Personal information
- Full name: Caitlin Friend
- Date of birth: 10 November 1993 (age 31)
- Place of birth: Melbourne, Australia
- Height: 1.67 m (5 ft 6 in)
- Position(s): Forward

Team information
- Current team: Melbourne Victory
- Number: 22

Senior career*
- Years: Team / Apps / (Gls)
- 2009–2014: Melbourne Victory / 43 / (15)
- 2014: Notts County / 9 / (0)
- 2014–2015: Melbourne Victory / 3 / (0)
- 2015–2016: Bulleen Lions
- 2016–: Melbourne Victory / 0 / (0)

International career^{‡}
- Australia U17 /  / (9)
- Australia U20

= Caitlin Friend =

Australian soccer player

Caitlin Friend (born 10 November 1993) is an Australian football (soccer) striker who plays for Melbourne Victory.

==Early life==

Friend started playing football from the age of seven. At the age of 12, she was removed from her club after they banned girls from playing. After playing tennis for a year, she returned to local football club Brunswick Zebras.

==Playing career==

In January 2014, Friend agreed to join English FA WSL club Notts County after the Australian season had concluded, a season in which she had overtaken Jodie Taylor as Melbourne Victory's all-time top goalscorer.

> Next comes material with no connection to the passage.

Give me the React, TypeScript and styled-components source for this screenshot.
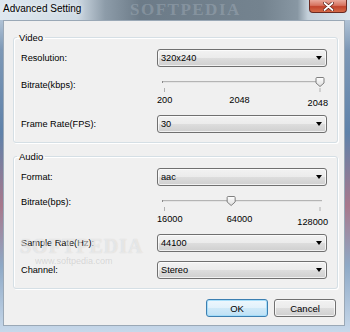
import React from 'react';
import styled, { createGlobalStyle } from 'styled-components';

const GlobalStyle = createGlobalStyle`
  html, body {
    margin: 0;
    padding: 0;
  }
  body {
    width: 350px;
    height: 332px;
    overflow: hidden;
    font-family: "Liberation Sans", Arial, sans-serif;
    font-size: 9.2px;
    color: #000;
  }
`;

const Window = styled.div`
  position: relative;
  width: 350px;
  height: 332px;
  display: flex;
  flex-direction: column;
  background: linear-gradient(
    180deg,
    #d3dfea 0%,
    #7d98b6 15%,
    #5f82aa 40%,
    #a8788c 62%,
    #8ea9c6 80%,
    #c7d8ea 100%
  );
  overflow: hidden;
`;

const TitleBar = styled.div`
  position: relative;
  height: 20px;
  flex: none;
  display: flex;
  justify-content: space-between;
  align-items: flex-start;
  background: linear-gradient(
    90deg,
    #dfe8f0 0%,
    #cfdae4 22%,
    #8d9ca9 30%,
    #6c7b88 40%,
    #74838f 75%,
    #8897a3 85%,
    #c4d0da 88%,
    #dbe4ec 100%
  );
`;

const Title = styled.div`
  font-size: 10px;
  line-height: 14px;
  padding: 2px 0 0 3px;
  color: #000;
  text-shadow: 0 0 5px rgba(255, 255, 255, 0.9);
`;

const TitleWatermark = styled.div`
  position: absolute;
  left: 130px;
  top: 0;
  height: 20px;
  font-family: "Liberation Serif", serif;
  font-weight: bold;
  font-size: 17px;
  line-height: 20px;
  letter-spacing: 1.5px;
  color: rgba(190, 200, 210, 0.3);
  pointer-events: none;
`;

const CloseButton = styled.div`
  width: 38px;
  height: 13px;
  margin-right: 3px;
  box-sizing: border-box;
  border: 1px solid #6a2a22;
  border-top: none;
  border-radius: 0 0 4px 4px;
  background: linear-gradient(180deg, #e9a99c 0%, #d7735f 45%, #c2442c 55%, #d56a48 100%);
  display: flex;
  align-items: center;
  justify-content: center;
`;

const Client = styled.div`
  flex: 1;
  margin: 0 5px 6px 3px;
  background: #f0f0f0;
  border: 1px solid #9aa8b6;
  padding: 10px 6px 0 9px;
  display: flex;
  flex-direction: column;
`;

const Group = styled.fieldset<{ $top: number }>`
  margin: ${(p) => p.$top}px 0 0 0;
  padding: 5px 10px 9px 7px;
  border: 1px solid #d5dfe5;
  border-radius: 3px;
  box-shadow: inset 1px 1px 0 #fff, 1px 1px 0 #fff;
  min-width: 0;
`;

const Legend = styled.legend`
  margin-left: -4px;
  padding: 0 2px;
  line-height: 13px;
  font-size: 9.5px;
`;

const Row = styled.div<{ $height: number; $gap?: number }>`
  display: grid;
  grid-template-columns: 136px 170px;
  height: ${(p) => p.$height}px;
  margin-top: ${(p) => p.$gap ?? 0}px;
`;

const Label = styled.div<{ $offset?: number }>`
  line-height: 13px;
  align-self: ${(p) => (p.$offset !== undefined ? 'start' : 'center')};
  margin-top: ${(p) => p.$offset ?? 0}px;
`;

const Combo = styled.div`
  box-sizing: border-box;
  height: 18px;
  border: 1px solid #707070;
  border-radius: 3px;
  background: linear-gradient(180deg, #f2f2f2 0%, #ebebeb 50%, #dddddd 51%, #cfcfcf 100%);
  box-shadow: inset 0 0 0 1px rgba(255, 255, 255, 0.7);
  display: flex;
  align-items: center;
  justify-content: space-between;
  padding: 0 4px 0 3px;
  line-height: 13px;
`;

const Arrow = styled.span`
  width: 0;
  height: 0;
  border-left: 3.5px solid transparent;
  border-right: 3.5px solid transparent;
  border-top: 4px solid #000;
`;

const SliderBox = styled.div`
  display: flex;
  flex-direction: column;
`;

const Scale = styled.div`
  display: grid;
  grid-template-columns: 1fr auto 1fr;
  line-height: 13px;
`;

const ScaleMin = styled.span`
  justify-self: start;
`;

const ScaleMid = styled.span`
  justify-self: center;
  margin-right: 5px;
`;

const ScaleMax = styled.span`
  justify-self: end;
  margin-right: -1px;
  padding-top: 3px;
`;

const ButtonRow = styled.div`
  display: flex;
  justify-content: flex-end;
  gap: 6px;
  margin: 10px 2px 0 0;
`;

const Button = styled.div<{ $default?: boolean }>`
  box-sizing: border-box;
  width: 62px;
  height: 18px;
  border: 1px solid ${(p) => (p.$default ? '#3c7fb1' : '#707070')};
  border-radius: 3px;
  background: ${(p) =>
    p.$default
      ? 'linear-gradient(180deg, #eef7fd 0%, #e1f1fb 50%, #cfe9f8 51%, #bfe1f5 100%)'
      : 'linear-gradient(180deg, #f2f2f2 0%, #ebebeb 50%, #dddddd 51%, #cfcfcf 100%)'};
  box-shadow: inset 0 0 0 1px ${(p) => (p.$default ? 'rgba(160, 220, 250, 0.9)' : 'rgba(255, 255, 255, 0.7)')};
  display: flex;
  align-items: center;
  justify-content: center;
  line-height: 13px;
  font-size: 9.5px;
`;

const Watermark = styled.div`
  position: absolute;
  left: 20px;
  top: 236px;
  font-family: "Liberation Serif", serif;
  font-weight: bold;
  font-size: 20px;
  line-height: 20px;
  letter-spacing: 1px;
  color: rgba(255, 255, 255, 0.5);
  text-shadow: 0 0 1px rgba(120, 120, 120, 0.3);
  pointer-events: none;
`;

const WatermarkUrl = styled.div`
  position: absolute;
  left: 35px;
  top: 257px;
  font-size: 9px;
  line-height: 9px;
  color: rgba(150, 150, 150, 0.3);
  pointer-events: none;
`;

type SliderProps = { min: string; mid: string; max: string; fraction: number };

const Slider = ({ min, mid, max, fraction }: SliderProps) => {
  const left = 7.5;
  const right = 163;
  const cx = left + (right - left) * fraction;
  return (
    <SliderBox>
      <svg width="170" height="27" viewBox="0 0 170 27">
        <defs>
          <linearGradient id="thumbFill" x1="0" y1="0" x2="0" y2="1">
            <stop offset="0" stopColor="#ffffff" />
            <stop offset="1" stopColor="#dcdcdc" />
          </linearGradient>
        </defs>
        <rect x="5" y="14" width="160" height="1" fill="#b4b4b4" />
        <rect x="5" y="15" width="160" height="1" fill="#e4e4e4" />
        <rect x="5" y="14" width="1" height="2" fill="#8a8a8a" />
        <rect x={left - 0.5} y="21" width="1" height="4" fill="#b0b0b0" />
        <rect x={right - 0.5} y="21" width="1" height="4" fill="#b0b0b0" />
        <path
          d={`M ${cx - 3} 10.5 h 6 a 1 1 0 0 1 1 1 v 4.5 l -4 3.5 l -4 -3.5 v -4.5 a 1 1 0 0 1 1 -1 z`}
          fill="url(#thumbFill)"
          stroke="#7f7f7f"
          strokeWidth="1"
        />
      </svg>
      <Scale>
        <ScaleMin>{min}</ScaleMin>
        <ScaleMid>{mid}</ScaleMid>
        <ScaleMax>{max}</ScaleMax>
      </Scale>
    </SliderBox>
  );
};

const ComboBox = ({ value }: { value: string }) => (
  <Combo>
    <span>{value}</span>
    <Arrow />
  </Combo>
);

const App = () => {
  return (
    <>
      <GlobalStyle />
      <Window>
        <TitleBar>
          <Title>Advanced Setting</Title>
          <TitleWatermark>SOFTPEDIA</TitleWatermark>
          <CloseButton>
            <svg width="11" height="9" viewBox="0 0 11 9">
              <path d="M1.5 1 L9.5 8 M9.5 1 L1.5 8" stroke="#5a1d14" strokeWidth="3.2" strokeLinecap="round" />
              <path d="M1.5 1 L9.5 8 M9.5 1 L1.5 8" stroke="#ffffff" strokeWidth="1.8" strokeLinecap="round" />
            </svg>
          </CloseButton>
        </TitleBar>
        <Client>
          <Group $top={0}>
            <Legend>Video</Legend>
            <Row $height={18}>
              <Label>Resolution:</Label>
              <ComboBox value="320x240" />
            </Row>
            <Row $height={48}>
              <Label $offset={12}>Bitrate(kbps):</Label>
              <Slider min="200" mid="2048" max="2048" fraction={1} />
            </Row>
            <Row $height={18}>
              <Label>Frame Rate(FPS):</Label>
              <ComboBox value="30" />
            </Row>
          </Group>
          <Group $top={7}>
            <Legend>Audio</Legend>
            <Row $height={18}>
              <Label>Format:</Label>
              <ComboBox value="aac" />
            </Row>
            <Row $height={48}>
              <Label $offset={10}>Bitrate(bps):</Label>
              <Slider min="16000" mid="64000" max="128000" fraction={48000 / 112000} />
            </Row>
            <Row $height={18}>
              <Label>Sample Rate(Hz):</Label>
              <ComboBox value="44100" />
            </Row>
            <Row $height={18} $gap={9}>
              <Label>Channel:</Label>
              <ComboBox value="Stereo" />
            </Row>
          </Group>
          <ButtonRow>
            <Button $default>OK</Button>
            <Button>Cancel</Button>
          </ButtonRow>
        </Client>
        <Watermark>SOFTPEDIA</Watermark>
        <WatermarkUrl>www.softpedia.com</WatermarkUrl>
      </Window>
    </>
  );
};

export default App;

After the WSL 2014 season, the Australian striker returned to Australia to play for Melbourne Victory after a year with Notts County. In January 2015 it was confirmed she would not be returning to Notts County for the 2015 season.

In October 2016, Friend returned to Melbourne Victory.

==Post-playing career==

Following Friend's retirement, she set up a training company called Elite Female Football, which works on training young female footballers. She was joined in this venture by Ashley Brown, Brianna Davey and Steph Catley.